In the final analysis, the immigration issue will not be solved by free trade agreements, guest worker programs, or legalization programs that create a whole new generation of second-class citizens, such as President Bush is proposing. The Bush plan is nothing more than a thinly-veiled attempt to identify immigrants already in this country. As I told the Mexican media, Mexican immigrants should see this plan as nothing more than a trap. We in the immigrant rights business are not fooled one iota. We see it as nothing more than an election year plan to attract the Latino vote, which he needs to win. Ultimately, the solution to the immigration issue will be economic development in third world countries, as well as economic policies that encourage and fund sustainable development that permits working people to earn a living wage in their home countries. Ten years of NAFTA and ten years of Operation Gatekeeper have combined to create one of the worst economic, environmental, and human rights disasters in the history of the U.S./Mexico border.

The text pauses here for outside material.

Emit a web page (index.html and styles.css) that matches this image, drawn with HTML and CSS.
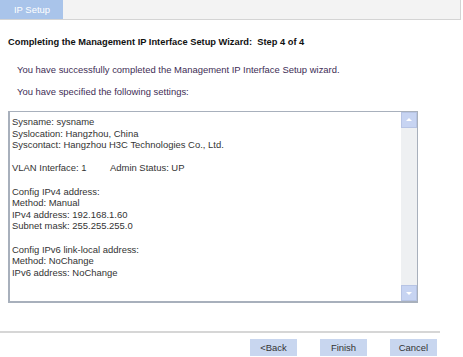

The American Friends Service Committee is strongly committed to the struggle for change in immigration and border enforcement policies, justice, and equality. We are also committed to working with other organizations who share these concerns. We applaud the steps immigrant communities have taken to project their own voices into the policy arena and commit ourselves to work alongside them to assure that their voices are strongly heard in the movement for a just immigration policy. In these uncertain times, when civil liberties are under constant attack by right-wing politicians and hate groups, we are reminded that not much has changed in 40 years. Race, culture. and citizenship status continue to be obstacles to equal rights and equal justice.